Aside from just regulating body temperature, nostalgia has other uses (if anyone has any decent synonyms for ‘nostalgia’, please let them be known because I’ve got quite a way to go yet and I’m running out fast). It boosts feelings of charity, and generally makes you a nicer person! It increases empathy and combats loneliness! It’s the wonder drug western science has been looking for!
That’s probably overdoing it. Anyone’s who’s dealt with feelings of alienation and loneliness will tell you that there is no simple solution to it. It’s more a combination of much smaller solutions that combine to help you manage, rather than defeat, your demons. Sort of like a Megazord but with cognitive thought exercises and meditation instead of robotic dinosaurs.
But even so, any small thing that helps is in no way a small deal. If science shows nostalgia can boost your mood then that’s worth knowing. Is this the main reason why the antique videogames market is booming? That’s a nice thought for anyone involved in peddling pre-owned videogames; they’re making the world a nicer place, like UNICEF or Kanye West (according solely to Kanye West).

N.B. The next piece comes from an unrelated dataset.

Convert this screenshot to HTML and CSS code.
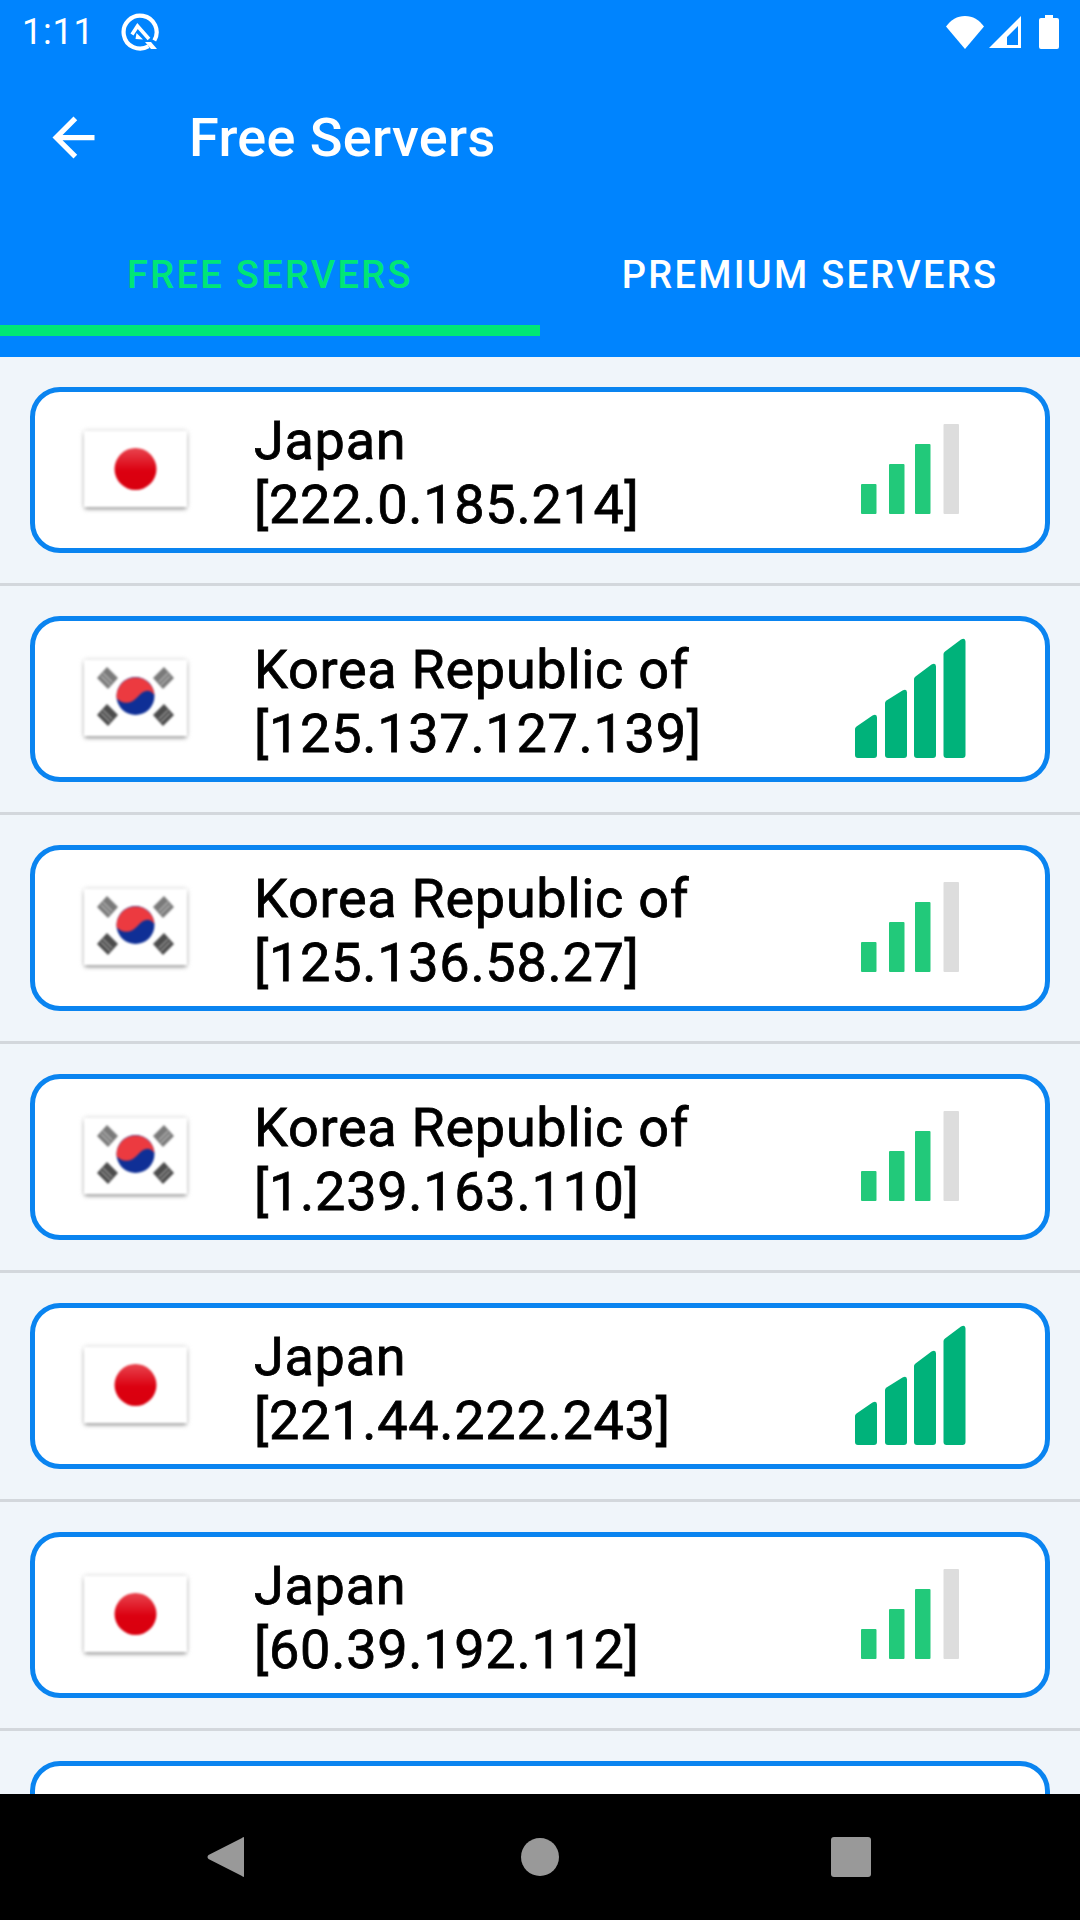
FILE: index.html
```html
<!DOCTYPE html>
<html lang="en">
<head>
<meta charset="utf-8">
<title>Free Servers</title>
<link rel="stylesheet" href="styles.css">
</head>
<body>
<svg class="defs" width="0" height="0" aria-hidden="true">
  <defs>
    <linearGradient id="jp-red" x1="0" y1="0" x2="0" y2="1">
      <stop offset="0" stop-color="#e8454f"/>
      <stop offset="0.55" stop-color="#dc0010"/>
      <stop offset="1" stop-color="#d9000f"/>
    </linearGradient>
    <symbol id="flag-jp" viewBox="0 0 103 80">
      <circle cx="51.5" cy="38" r="21" fill="url(#jp-red)"/>
    </symbol>
    <symbol id="flag-kr" viewBox="0 0 103 80">
      <circle cx="51.5" cy="36" r="19" fill="#0f2f96"/>
      <path d="M32.5 38C37.500 44 46.500 45 53.500 37S65.500 29 70.500 35A19 19 0 0 0 32.500 38z" fill="#ec3a40"/>
      <g fill="#7a7a7a">
        <path d="M23 7l11 11-10 11-11-11z"/>
        <path d="M80 7l-11 11 10 11 11-11z"/>
      </g>
      <g fill="#4c4c4c">
        <path d="M23 44l11 11-10 11-11-11z"/>
        <path d="M80 44l-11 11 10 11 11-11z"/>
      </g>
      <g stroke="#fff" stroke-width="1.200" opacity="0.45">
        <path d="M19 13l9 9M17 16l9 9"/>
        <path d="M84 13l-9 9M86 16l-9 9"/>
        <path d="M19 50l9 9M17 53l9 9"/>
        <path d="M84 50l-9 9M86 53l-9 9"/>
      </g>
    </symbol>
    <symbol id="signal-mid" viewBox="0 0 120 140">
      <g fill="#22c97a">
        <rect x="11" y="84" width="15.500" height="30" rx="1"/>
        <rect x="39" y="64" width="15.500" height="50" rx="1"/>
        <rect x="65" y="44" width="15.500" height="70" rx="1"/>
      </g>
      <rect x="93.500" y="24" width="15.500" height="90" rx="1" fill="#dddddd"/>
    </symbol>
    <symbol id="signal-full" viewBox="0 0 120 140">
      <g fill="#00b27a">
        <path d="M5 100q0-1.500 1.500-2.500l16-11q4.500-2 4.500 2v37.500q0 3-3 3H8q-3 0-3-3z"/>
        <path d="M35 74q0-1.500 1.500-2.500l16-10q4.500-2 4.500 2v62.500q0 3-3 3H38q-3 0-3-3z"/>
        <path d="M64 50q0-1.500 1.500-2.500l16-12q4.500-2 4.500 2v88.500q0 3-3 3H67q-3 0-3-3z"/>
        <path d="M93.500 25q0-1.500 1.500-2.500l16-12q4.500-2 4.500 2v113.500q0 3-3 3h-16q-3 0-3-3z"/>
      </g>
    </symbol>
  </defs>
</svg>

<div class="phone">
  <header class="appbar">
    <div class="status">
      <span class="clock">1:11</span>
      <svg class="q-icon" viewBox="0 0 38 38" aria-hidden="true">
        <path d="M27.500 33.300A16.500 16.500 0 1 1 33.300 27.500" fill="none" stroke="#fff" stroke-width="4.200"/>
        <path d="M11 21.500L16.500 13L28 26" fill="none" stroke="#fff" stroke-width="3.600"/>
        <path d="M15.500 20l6.500 6.500-7.500-.5z" fill="#fff"/>
        <path d="M24 29h6l6 7h-6z" fill="#fff"/>
      </svg>
      <span class="status-right">
        <svg class="wifi" viewBox="0 0 38 33" aria-hidden="true"><path d="M19 33L0 10.500C5 4 11 0 19 0S33 4 38 10.500z" fill="#fff"/></svg>
        <svg class="cell" viewBox="0 0 32 32" aria-hidden="true"><path d="M0 32L32 0v32zM18 29h11V10L18 21z" fill="#fff" fill-rule="evenodd"/></svg>
        <svg class="battery" viewBox="0 0 20 34" aria-hidden="true"><path d="M6 0h8v3h4q2 0 2 2v27q0 2-2 2H2q-2 0-2-2V5q0-2 2-2h4z" fill="#fff"/></svg>
      </span>
    </div>
    <div class="toolbar">
      <svg class="back" viewBox="0 0 24 24" aria-hidden="true"><path d="M20 11H7.830l5.590-5.590L12 4l-8 8 8 8 1.410-1.410L7.830 13H20v-2z" fill="#fff"/></svg>
      <h1 class="title">Free Servers</h1>
    </div>
    <nav class="tabs">
      <div class="tab tab-active">FREE SERVERS</div>
      <div class="tab">PREMIUM SERVERS</div>
    </nav>
  </header>

  <main class="list">
    <div class="row">
      <div class="card">
        <div class="flag"><svg class="flag-art"><use href="#flag-jp"/></svg></div>
        <div class="info"><div class="country">Japan</div><div class="ip">[222.0.185.214]</div></div>
        <svg class="signal"><use href="#signal-mid"/></svg>
      </div>
    </div>
    <div class="row">
      <div class="card">
        <div class="flag"><svg class="flag-art"><use href="#flag-kr"/></svg></div>
        <div class="info"><div class="country">Korea Republic of</div><div class="ip">[125.137.127.139]</div></div>
        <svg class="signal"><use href="#signal-full"/></svg>
      </div>
    </div>
    <div class="row">
      <div class="card">
        <div class="flag"><svg class="flag-art"><use href="#flag-kr"/></svg></div>
        <div class="info"><div class="country">Korea Republic of</div><div class="ip">[125.136.58.27]</div></div>
        <svg class="signal"><use href="#signal-mid"/></svg>
      </div>
    </div>
    <div class="row">
      <div class="card">
        <div class="flag"><svg class="flag-art"><use href="#flag-kr"/></svg></div>
        <div class="info"><div class="country">Korea Republic of</div><div class="ip">[1.239.163.110]</div></div>
        <svg class="signal"><use href="#signal-mid"/></svg>
      </div>
    </div>
    <div class="row">
      <div class="card">
        <div class="flag"><svg class="flag-art"><use href="#flag-jp"/></svg></div>
        <div class="info"><div class="country">Japan</div><div class="ip">[221.44.222.243]</div></div>
        <svg class="signal"><use href="#signal-full"/></svg>
      </div>
    </div>
    <div class="row">
      <div class="card">
        <div class="flag"><svg class="flag-art"><use href="#flag-jp"/></svg></div>
        <div class="info"><div class="country">Japan</div><div class="ip">[60.39.192.112]</div></div>
        <svg class="signal"><use href="#signal-mid"/></svg>
      </div>
    </div>
    <div class="row">
      <div class="card"></div>
    </div>
  </main>

  <footer class="navbar">
    <svg class="nav-back" viewBox="0 0 37 42" aria-hidden="true"><path d="M37 2v38q0 2-2 0L1.500 23q-2-2 0-4L35 2q2-2 2 0z" fill="#999"/></svg>
    <span class="nav-home"></span>
    <span class="nav-recent"></span>
  </footer>
</div>
</body>
</html>
```
FILE: styles.css
```css
* { box-sizing: border-box; }
html, body { margin: 0; padding: 0; }
body { width: 1080px; height: 1920px; overflow: hidden; font-family: Roboto, "Liberation Sans", sans-serif; background: #f0f5fa; }
.defs { display: block; height: 0; }
.phone { width: 1080px; height: 1920px; display: flex; flex-direction: column; overflow: hidden; }

.appbar { height: 357px; flex: none; background: #0084fe; color: #fff; display: flex; flex-direction: column; }
.status { height: 64px; flex: none; display: flex; align-items: center; padding: 0 21px 0 22px; }
.clock { font-size: 36px; letter-spacing: 0.8px; line-height: 1; width: 99px; }
.q-icon { width: 38px; height: 38px; }
.status-right { margin-left: auto; display: flex; align-items: center; }
.wifi { width: 38px; height: 33px; }
.cell { width: 32px; height: 32px; margin-left: 5px; }
.battery { width: 20px; height: 34px; margin-left: 18px; }

.toolbar { height: 147px; flex: none; display: flex; align-items: center; padding-left: 42px; }
.back { width: 63px; height: 63px; }
.title { margin: 0 0 0 84px; font-size: 54px; font-weight: 500; letter-spacing: 0.35px; }

.tabs { flex: 1; display: flex; padding-bottom: 21px; }
.tab { width: 540px; padding-top: 14px; display: flex; align-items: center; justify-content: center; font-size: 38px; font-weight: 500; letter-spacing: 2.3px; border-bottom: 11px solid transparent; }
.tab-active { color: #00e676; border-bottom-color: #00e676; }

.list { flex: 1; min-height: 0; overflow: hidden; background: #f0f5fa; }
.row { padding: 30px; border-bottom: 3px solid #d3d7dc; }
.card { height: 166px; background: #fff; border: 5px solid #0a84f0; border-radius: 30px; display: flex; align-items: center; padding-left: 49px; }
.flag { width: 103px; height: 76px; margin-bottom: 2px; flex: none; background: #fff; box-shadow: 0 3px 4px -1px #999, 0 0 5px #d0d0d0; filter: blur(0.9px); }
.flag-art { display: block; width: 103px; height: 80px; filter: blur(0.5px); }
.info { margin-left: 67px; flex: 1; padding-top: 6px; font-size: 54px; font-weight: 400; letter-spacing: 0.72px; -webkit-text-stroke: 0.8px #000; line-height: 64px; color: #000; }
.signal { width: 120px; height: 140px; flex: none; margin-right: 75px; overflow: visible; }

.navbar { height: 126px; flex: none; background: #000; display: flex; align-items: center; padding-left: 207px; }
.nav-back { width: 37px; height: 42px; }
.nav-home { width: 38px; height: 38px; border-radius: 50%; background: #999; margin-left: 277px; }
.nav-recent { width: 40px; height: 40px; border-radius: 3px; background: #999; margin-left: 272px; }
```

There’s a further thread to follow here, I suppose, about whether nostalgia is a good thing for videogames or not. It’s certainly being leaned on fairly heavily; look at the upcoming release schedules and you’ll no doubt see a raft of sequels and reboots, not to mention Nintendo and Sony happily re-selling you all your favourite decade-old games via online stores. It’s not a huge leap to feel that that this is diverting attention and funds away from developing new ideas.
But if this backward-facing trend can actually be a positive, reflex response to low mood and loneliness then who are we to argue? I’ve even persuaded myself to give it all another go. I wonder where my Mega Drive has gotten to.